** begin Collected material **

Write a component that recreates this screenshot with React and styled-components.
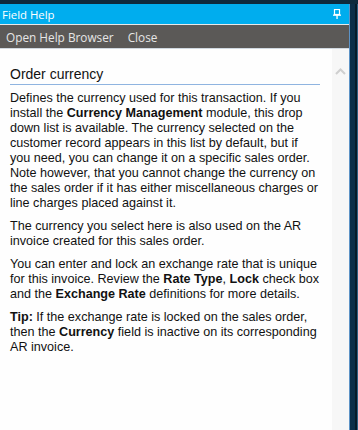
import React from 'react';
import styled, {createGlobalStyle} from 'styled-components';

const Global = createGlobalStyle`
    html, body {margin:0; padding:0; background:#0c2c43; overflow:hidden;}
    #root {height:430px;}
`
const Frame = styled.div`
    display:flex;
    height:430px;
    padding-top:4px;
    box-sizing:border-box;
    background:#0e2a3d;
`
const Window = styled.div`
    display:flex;
    flex-direction:column;
    width:349px;
    border-right:1px solid #5d93c6;
    background:#fefefe;
`
const Edge = styled.div`
    flex:1;
    background:#0c2e48;
    border-right:1px solid #2f5f82;
    box-shadow:inset -2px 0 0 #071b29;
`
const TitleBar = styled.div`
    display:flex;
    align-items:center;
    justify-content:space-between;
    height:20px;
    padding:0 8px 0 2px;
    background:#00adee;
    color:#ffffff;
    font-family:"Open Sans","Liberation Sans",sans-serif;
    font-size:11.4px;
    border-bottom:1px solid #e8e8e8;
`
const MenuBar = styled.div`
    display:flex;
    align-items:center;
    gap:14px;
    height:23px;
    padding:0 6px;
    background:#5b5957;
    border-bottom:1px solid #d0d8e0;
    font-family:"Open Sans","Liberation Sans",sans-serif;
    font-size:11.8px;
    color:#e6e6e6;
`
const MenuItem = styled.span`
    cursor:pointer;
`
const Body = styled.div`
    flex:1;
    display:flex;
    overflow:hidden;
`
const Content = styled.div`
    flex:1;
    padding:16px 12px 0 10px;
    font-family:"Liberation Sans",Arial,sans-serif;
    font-size:12.6px;
    line-height:15px;
    color:#111;
`
const Heading = styled.h2`
    margin:0 0 6px 0;
    padding-bottom:1px;
    border-bottom:1px solid #8fb4e0;
    font-weight:normal;
    font-size:14px;
    line-height:18px;
    color:#111;
`
const Para = styled.p`
    margin:0 0 8px 0;
`
const Scrollbar = styled.div`
    width:17px;
    background:#f7f7f7;
    display:flex;
    justify-content:center;
    padding-top:19px;
`

function Pin(){
    return (
        <svg width="8" height="10" viewBox="0 0 8 10">
            <rect x="1.5" y="0.5" width="5" height="5" fill="none" stroke="#fff" strokeWidth="1.2"/>
            <rect x="0" y="5.5" width="8" height="1.3" fill="#fff"/>
            <rect x="3.4" y="6" width="1.3" height="4" fill="#fff"/>
        </svg>
    );
}

function Chevron(){
    return (
        <svg width="11" height="7" viewBox="0 0 11 7">
            <path d="M1 6 L5.5 1.5 L10 6" fill="none" stroke="#cfcfcf" strokeWidth="2"/>
        </svg>
    );
}

export default function App(){
    return (
        <>
        <Global/>
        <Frame>
            <Window>
                <TitleBar>
                    <span>Field Help</span>
                    <Pin/>
                </TitleBar>
                <MenuBar>
                    <MenuItem>Open Help Browser</MenuItem>
                    <MenuItem>Close</MenuItem>
                </MenuBar>
                <Body>
                    <Content>
                        <Heading>Order currency</Heading>
                        <Para>
                            Defines the currency used for this transaction. If you install the <b>Currency Management</b> module, this drop down list is available. The currency selected on the customer record appears in this list by default, but if you need, you can change it on a specific sales order. Note however, that you cannot change the currency on the sales order if it has either miscellaneous charges or line charges placed against it.
                        </Para>
                        <Para>
                            The currency you select here is also used on the AR invoice created for this sales order.
                        </Para>
                        <Para>
                            You can enter and lock an exchange rate that is unique for this invoice. Review the <b>Rate Type</b>, <b>Lock</b> check box and the <b>Exchange Rate</b> definitions for more details.
                        </Para>
                        <Para>
                            <b>Tip:</b> If the exchange rate is locked on the sales order, then the <b>Currency</b> field is inactive on its corresponding AR invoice.
                        </Para>
                    </Content>
                    <Scrollbar><Chevron/></Scrollbar>
                </Body>
            </Window>
            <Edge/>
        </Frame>
        </>
    );
}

** end Collected material **

◆ Goal: Images should not appear in the copy; retype the listing above exactly.

◆ Problem solution:
Write a component that recreates this screenshot with React and styled-components.
import React from 'react';
import styled, {createGlobalStyle} from 'styled-components';

const Global = createGlobalStyle`
    html, body {margin:0; padding:0; background:#0c2c43; overflow:hidden;}
    #root {height:430px;}
`
const Frame = styled.div`
    display:flex;
    height:430px;
    padding-top:4px;
    box-sizing:border-box;
    background:#0e2a3d;
`
const Window = styled.div`
    display:flex;
    flex-direction:column;
    width:349px;
    border-right:1px solid #5d93c6;
    background:#fefefe;
`
const Edge = styled.div`
    flex:1;
    background:#0c2e48;
    border-right:1px solid #2f5f82;
    box-shadow:inset -2px 0 0 #071b29;
`
const TitleBar = styled.div`
    display:flex;
    align-items:center;
    justify-content:space-between;
    height:20px;
    padding:0 8px 0 2px;
    background:#00adee;
    color:#ffffff;
    font-family:"Open Sans","Liberation Sans",sans-serif;
    font-size:11.4px;
    border-bottom:1px solid #e8e8e8;
`
const MenuBar = styled.div`
    display:flex;
    align-items:center;
    gap:14px;
    height:23px;
    padding:0 6px;
    background:#5b5957;
    border-bottom:1px solid #d0d8e0;
    font-family:"Open Sans","Liberation Sans",sans-serif;
    font-size:11.8px;
    color:#e6e6e6;
`
const MenuItem = styled.span`
    cursor:pointer;
`
const Body = styled.div`
    flex:1;
    display:flex;
    overflow:hidden;
`
const Content = styled.div`
    flex:1;
    padding:16px 12px 0 10px;
    font-family:"Liberation Sans",Arial,sans-serif;
    font-size:12.6px;
    line-height:15px;
    color:#111;
`
const Heading = styled.h2`
    margin:0 0 6px 0;
    padding-bottom:1px;
    border-bottom:1px solid #8fb4e0;
    font-weight:normal;
    font-size:14px;
    line-height:18px;
    color:#111;
`
const Para = styled.p`
    margin:0 0 8px 0;
`
const Scrollbar = styled.div`
    width:17px;
    background:#f7f7f7;
    display:flex;
    justify-content:center;
    padding-top:19px;
`

function Pin(){
    return (
        <svg width="8" height="10" viewBox="0 0 8 10">
            <rect x="1.5" y="0.5" width="5" height="5" fill="none" stroke="#fff" strokeWidth="1.2"/>
            <rect x="0" y="5.5" width="8" height="1.3" fill="#fff"/>
            <rect x="3.4" y="6" width="1.3" height="4" fill="#fff"/>
        </svg>
    );
}

function Chevron(){
    return (
        <svg width="11" height="7" viewBox="0 0 11 7">
            <path d="M1 6 L5.5 1.5 L10 6" fill="none" stroke="#cfcfcf" strokeWidth="2"/>
        </svg>
    );
}

export default function App(){
    return (
        <>
        <Global/>
        <Frame>
            <Window>
                <TitleBar>
                    <span>Field Help</span>
                    <Pin/>
                </TitleBar>
                <MenuBar>
                    <MenuItem>Open Help Browser</MenuItem>
                    <MenuItem>Close</MenuItem>
                </MenuBar>
                <Body>
                    <Content>
                        <Heading>Order currency</Heading>
                        <Para>
                            Defines the currency used for this transaction. If you install the <b>Currency Management</b> module, this drop down list is available. The currency selected on the customer record appears in this list by default, but if you need, you can change it on a specific sales order. Note however, that you cannot change the currency on the sales order if it has either miscellaneous charges or line charges placed against it.
                        </Para>
                        <Para>
                            The currency you select here is also used on the AR invoice created for this sales order.
                        </Para>
                        <Para>
                            You can enter and lock an exchange rate that is unique for this invoice. Review the <b>Rate Type</b>, <b>Lock</b> check box and the <b>Exchange Rate</b> definitions for more details.
                        </Para>
                        <Para>
                            <b>Tip:</b> If the exchange rate is locked on the sales order, then the <b>Currency</b> field is inactive on its corresponding AR invoice.
                        </Para>
                    </Content>
                    <Scrollbar><Chevron/></Scrollbar>
                </Body>
            </Window>
            <Edge/>
        </Frame>
        </>
    );
}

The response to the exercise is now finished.